Transcribe all of the material exactly. Any picture in it should be left out.

** Begin Given information **

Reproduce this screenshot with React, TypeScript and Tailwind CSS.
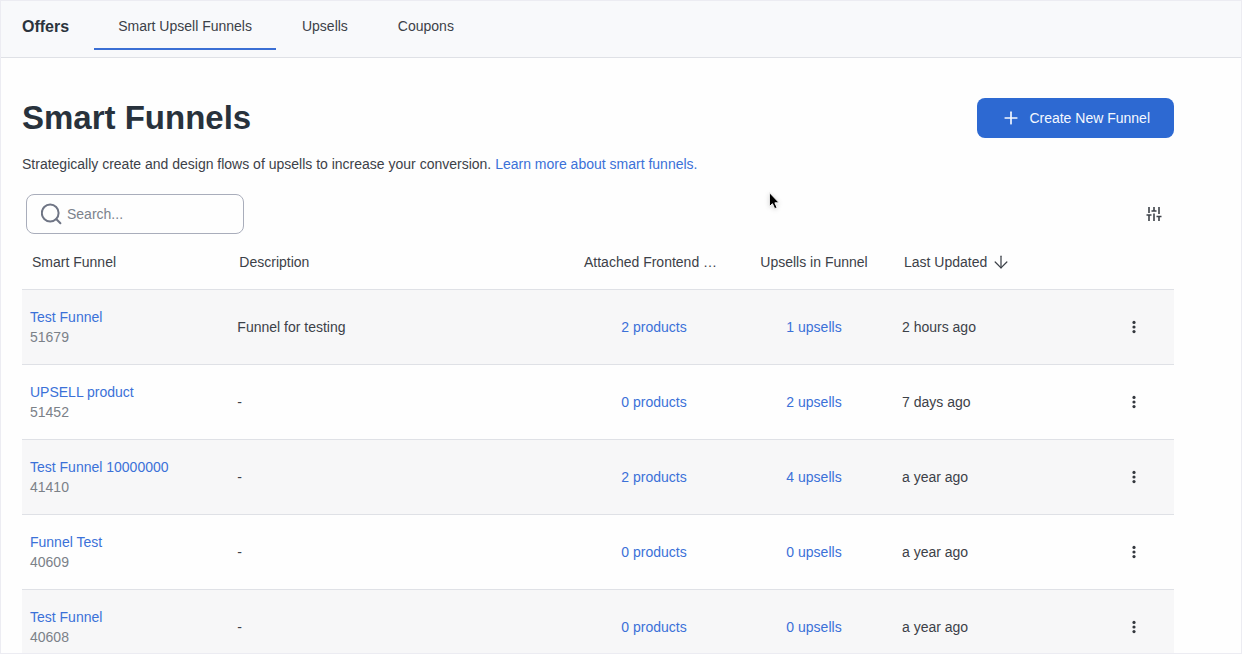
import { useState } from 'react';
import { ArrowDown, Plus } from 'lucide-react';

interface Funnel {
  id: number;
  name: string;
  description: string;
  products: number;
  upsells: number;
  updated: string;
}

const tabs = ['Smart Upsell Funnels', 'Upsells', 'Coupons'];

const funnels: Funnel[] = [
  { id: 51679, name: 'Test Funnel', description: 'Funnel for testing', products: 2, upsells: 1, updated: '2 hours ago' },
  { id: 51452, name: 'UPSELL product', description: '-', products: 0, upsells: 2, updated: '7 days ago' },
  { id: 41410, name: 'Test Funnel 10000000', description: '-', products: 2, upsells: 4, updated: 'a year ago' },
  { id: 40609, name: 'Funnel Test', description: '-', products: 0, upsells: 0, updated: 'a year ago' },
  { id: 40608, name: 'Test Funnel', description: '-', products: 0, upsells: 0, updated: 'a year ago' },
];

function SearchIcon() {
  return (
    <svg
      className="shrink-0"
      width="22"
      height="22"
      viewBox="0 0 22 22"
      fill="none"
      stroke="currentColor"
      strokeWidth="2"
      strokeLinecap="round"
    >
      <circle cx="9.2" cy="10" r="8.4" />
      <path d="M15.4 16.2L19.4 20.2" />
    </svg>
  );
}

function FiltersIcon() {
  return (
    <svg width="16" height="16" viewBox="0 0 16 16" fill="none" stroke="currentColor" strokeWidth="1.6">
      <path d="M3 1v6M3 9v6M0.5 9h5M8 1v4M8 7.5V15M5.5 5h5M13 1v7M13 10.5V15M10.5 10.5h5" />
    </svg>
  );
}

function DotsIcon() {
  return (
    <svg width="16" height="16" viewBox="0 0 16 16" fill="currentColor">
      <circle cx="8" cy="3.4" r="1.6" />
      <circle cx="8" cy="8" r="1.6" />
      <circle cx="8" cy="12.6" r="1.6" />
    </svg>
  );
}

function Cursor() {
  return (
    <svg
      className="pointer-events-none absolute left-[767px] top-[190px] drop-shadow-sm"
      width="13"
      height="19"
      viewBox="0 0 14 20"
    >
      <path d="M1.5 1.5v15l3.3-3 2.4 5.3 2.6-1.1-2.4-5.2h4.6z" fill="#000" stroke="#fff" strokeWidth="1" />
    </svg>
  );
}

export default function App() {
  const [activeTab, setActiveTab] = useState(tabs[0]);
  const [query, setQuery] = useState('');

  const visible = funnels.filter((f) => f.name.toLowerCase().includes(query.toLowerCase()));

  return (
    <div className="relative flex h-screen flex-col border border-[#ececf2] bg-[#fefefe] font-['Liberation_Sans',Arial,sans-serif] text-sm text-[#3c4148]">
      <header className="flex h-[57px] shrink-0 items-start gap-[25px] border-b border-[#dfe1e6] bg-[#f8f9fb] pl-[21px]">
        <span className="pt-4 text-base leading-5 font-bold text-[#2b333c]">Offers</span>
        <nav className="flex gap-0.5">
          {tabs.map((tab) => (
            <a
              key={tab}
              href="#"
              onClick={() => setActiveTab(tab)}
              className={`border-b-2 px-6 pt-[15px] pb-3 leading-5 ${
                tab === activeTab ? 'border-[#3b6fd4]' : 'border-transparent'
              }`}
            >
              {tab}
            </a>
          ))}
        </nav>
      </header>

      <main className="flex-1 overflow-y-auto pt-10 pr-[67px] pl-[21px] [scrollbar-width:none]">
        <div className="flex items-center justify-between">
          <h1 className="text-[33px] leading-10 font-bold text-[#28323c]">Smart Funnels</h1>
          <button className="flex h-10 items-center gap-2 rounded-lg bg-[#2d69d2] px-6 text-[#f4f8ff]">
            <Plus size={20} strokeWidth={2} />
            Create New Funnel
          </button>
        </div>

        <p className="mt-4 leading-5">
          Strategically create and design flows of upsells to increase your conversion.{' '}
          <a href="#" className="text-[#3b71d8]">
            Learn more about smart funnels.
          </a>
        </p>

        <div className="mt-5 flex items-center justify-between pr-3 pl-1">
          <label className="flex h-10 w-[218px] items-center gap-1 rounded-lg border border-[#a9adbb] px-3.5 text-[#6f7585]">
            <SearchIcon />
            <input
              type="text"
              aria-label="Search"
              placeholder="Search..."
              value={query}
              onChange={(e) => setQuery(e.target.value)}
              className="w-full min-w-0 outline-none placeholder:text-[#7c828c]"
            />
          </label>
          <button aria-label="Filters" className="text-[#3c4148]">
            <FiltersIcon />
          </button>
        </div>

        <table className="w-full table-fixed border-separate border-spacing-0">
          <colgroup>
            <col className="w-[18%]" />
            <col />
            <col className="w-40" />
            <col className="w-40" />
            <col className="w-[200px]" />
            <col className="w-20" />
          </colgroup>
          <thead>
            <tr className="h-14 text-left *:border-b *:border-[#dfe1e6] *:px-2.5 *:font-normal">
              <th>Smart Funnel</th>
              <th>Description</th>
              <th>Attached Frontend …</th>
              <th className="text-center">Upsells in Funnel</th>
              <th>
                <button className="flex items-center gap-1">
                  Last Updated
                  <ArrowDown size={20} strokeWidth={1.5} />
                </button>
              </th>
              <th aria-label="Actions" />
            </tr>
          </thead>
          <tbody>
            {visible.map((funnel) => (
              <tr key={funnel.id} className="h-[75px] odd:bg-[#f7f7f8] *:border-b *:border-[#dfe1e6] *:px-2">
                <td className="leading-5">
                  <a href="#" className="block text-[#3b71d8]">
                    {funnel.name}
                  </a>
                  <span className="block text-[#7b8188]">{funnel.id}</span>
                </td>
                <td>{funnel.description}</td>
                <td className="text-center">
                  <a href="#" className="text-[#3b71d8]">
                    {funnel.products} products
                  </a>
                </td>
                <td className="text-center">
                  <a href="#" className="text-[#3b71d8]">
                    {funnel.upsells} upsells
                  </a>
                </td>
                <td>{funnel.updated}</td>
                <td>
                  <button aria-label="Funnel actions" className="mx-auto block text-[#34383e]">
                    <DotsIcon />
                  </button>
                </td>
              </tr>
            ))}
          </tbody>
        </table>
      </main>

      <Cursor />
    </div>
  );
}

** End Given information **

* **Output for this task**:
Reproduce this screenshot with React, TypeScript and Tailwind CSS.
import { useState } from 'react';
import { ArrowDown, Plus } from 'lucide-react';

interface Funnel {
  id: number;
  name: string;
  description: string;
  products: number;
  upsells: number;
  updated: string;
}

const tabs = ['Smart Upsell Funnels', 'Upsells', 'Coupons'];

const funnels: Funnel[] = [
  { id: 51679, name: 'Test Funnel', description: 'Funnel for testing', products: 2, upsells: 1, updated: '2 hours ago' },
  { id: 51452, name: 'UPSELL product', description: '-', products: 0, upsells: 2, updated: '7 days ago' },
  { id: 41410, name: 'Test Funnel 10000000', description: '-', products: 2, upsells: 4, updated: 'a year ago' },
  { id: 40609, name: 'Funnel Test', description: '-', products: 0, upsells: 0, updated: 'a year ago' },
  { id: 40608, name: 'Test Funnel', description: '-', products: 0, upsells: 0, updated: 'a year ago' },
];

function SearchIcon() {
  return (
    <svg
      className="shrink-0"
      width="22"
      height="22"
      viewBox="0 0 22 22"
      fill="none"
      stroke="currentColor"
      strokeWidth="2"
      strokeLinecap="round"
    >
      <circle cx="9.2" cy="10" r="8.4" />
      <path d="M15.4 16.2L19.4 20.2" />
    </svg>
  );
}

function FiltersIcon() {
  return (
    <svg width="16" height="16" viewBox="0 0 16 16" fill="none" stroke="currentColor" strokeWidth="1.6">
      <path d="M3 1v6M3 9v6M0.5 9h5M8 1v4M8 7.5V15M5.5 5h5M13 1v7M13 10.5V15M10.5 10.5h5" />
    </svg>
  );
}

function DotsIcon() {
  return (
    <svg width="16" height="16" viewBox="0 0 16 16" fill="currentColor">
      <circle cx="8" cy="3.4" r="1.6" />
      <circle cx="8" cy="8" r="1.6" />
      <circle cx="8" cy="12.6" r="1.6" />
    </svg>
  );
}

function Cursor() {
  return (
    <svg
      className="pointer-events-none absolute left-[767px] top-[190px] drop-shadow-sm"
      width="13"
      height="19"
      viewBox="0 0 14 20"
    >
      <path d="M1.5 1.5v15l3.3-3 2.4 5.3 2.6-1.1-2.4-5.2h4.6z" fill="#000" stroke="#fff" strokeWidth="1" />
    </svg>
  );
}

export default function App() {
  const [activeTab, setActiveTab] = useState(tabs[0]);
  const [query, setQuery] = useState('');

  const visible = funnels.filter((f) => f.name.toLowerCase().includes(query.toLowerCase()));

  return (
    <div className="relative flex h-screen flex-col border border-[#ececf2] bg-[#fefefe] font-['Liberation_Sans',Arial,sans-serif] text-sm text-[#3c4148]">
      <header className="flex h-[57px] shrink-0 items-start gap-[25px] border-b border-[#dfe1e6] bg-[#f8f9fb] pl-[21px]">
        <span className="pt-4 text-base leading-5 font-bold text-[#2b333c]">Offers</span>
        <nav className="flex gap-0.5">
          {tabs.map((tab) => (
            <a
              key={tab}
              href="#"
              onClick={() => setActiveTab(tab)}
              className={`border-b-2 px-6 pt-[15px] pb-3 leading-5 ${
                tab === activeTab ? 'border-[#3b6fd4]' : 'border-transparent'
              }`}
            >
              {tab}
            </a>
          ))}
        </nav>
      </header>

      <main className="flex-1 overflow-y-auto pt-10 pr-[67px] pl-[21px] [scrollbar-width:none]">
        <div className="flex items-center justify-between">
          <h1 className="text-[33px] leading-10 font-bold text-[#28323c]">Smart Funnels</h1>
          <button className="flex h-10 items-center gap-2 rounded-lg bg-[#2d69d2] px-6 text-[#f4f8ff]">
            <Plus size={20} strokeWidth={2} />
            Create New Funnel
          </button>
        </div>

        <p className="mt-4 leading-5">
          Strategically create and design flows of upsells to increase your conversion.{' '}
          <a href="#" className="text-[#3b71d8]">
            Learn more about smart funnels.
          </a>
        </p>

        <div className="mt-5 flex items-center justify-between pr-3 pl-1">
          <label className="flex h-10 w-[218px] items-center gap-1 rounded-lg border border-[#a9adbb] px-3.5 text-[#6f7585]">
            <SearchIcon />
            <input
              type="text"
              aria-label="Search"
              placeholder="Search..."
              value={query}
              onChange={(e) => setQuery(e.target.value)}
              className="w-full min-w-0 outline-none placeholder:text-[#7c828c]"
            />
          </label>
          <button aria-label="Filters" className="text-[#3c4148]">
            <FiltersIcon />
          </button>
        </div>

        <table className="w-full table-fixed border-separate border-spacing-0">
          <colgroup>
            <col className="w-[18%]" />
            <col />
            <col className="w-40" />
            <col className="w-40" />
            <col className="w-[200px]" />
            <col className="w-20" />
          </colgroup>
          <thead>
            <tr className="h-14 text-left *:border-b *:border-[#dfe1e6] *:px-2.5 *:font-normal">
              <th>Smart Funnel</th>
              <th>Description</th>
              <th>Attached Frontend …</th>
              <th className="text-center">Upsells in Funnel</th>
              <th>
                <button className="flex items-center gap-1">
                  Last Updated
                  <ArrowDown size={20} strokeWidth={1.5} />
                </button>
              </th>
              <th aria-label="Actions" />
            </tr>
          </thead>
          <tbody>
            {visible.map((funnel) => (
              <tr key={funnel.id} className="h-[75px] odd:bg-[#f7f7f8] *:border-b *:border-[#dfe1e6] *:px-2">
                <td className="leading-5">
                  <a href="#" className="block text-[#3b71d8]">
                    {funnel.name}
                  </a>
                  <span className="block text-[#7b8188]">{funnel.id}</span>
                </td>
                <td>{funnel.description}</td>
                <td className="text-center">
                  <a href="#" className="text-[#3b71d8]">
                    {funnel.products} products
                  </a>
                </td>
                <td className="text-center">
                  <a href="#" className="text-[#3b71d8]">
                    {funnel.upsells} upsells
                  </a>
                </td>
                <td>{funnel.updated}</td>
                <td>
                  <button aria-label="Funnel actions" className="mx-auto block text-[#34383e]">
                    <DotsIcon />
                  </button>
                </td>
              </tr>
            ))}
          </tbody>
        </table>
      </main>

      <Cursor />
    </div>
  );
}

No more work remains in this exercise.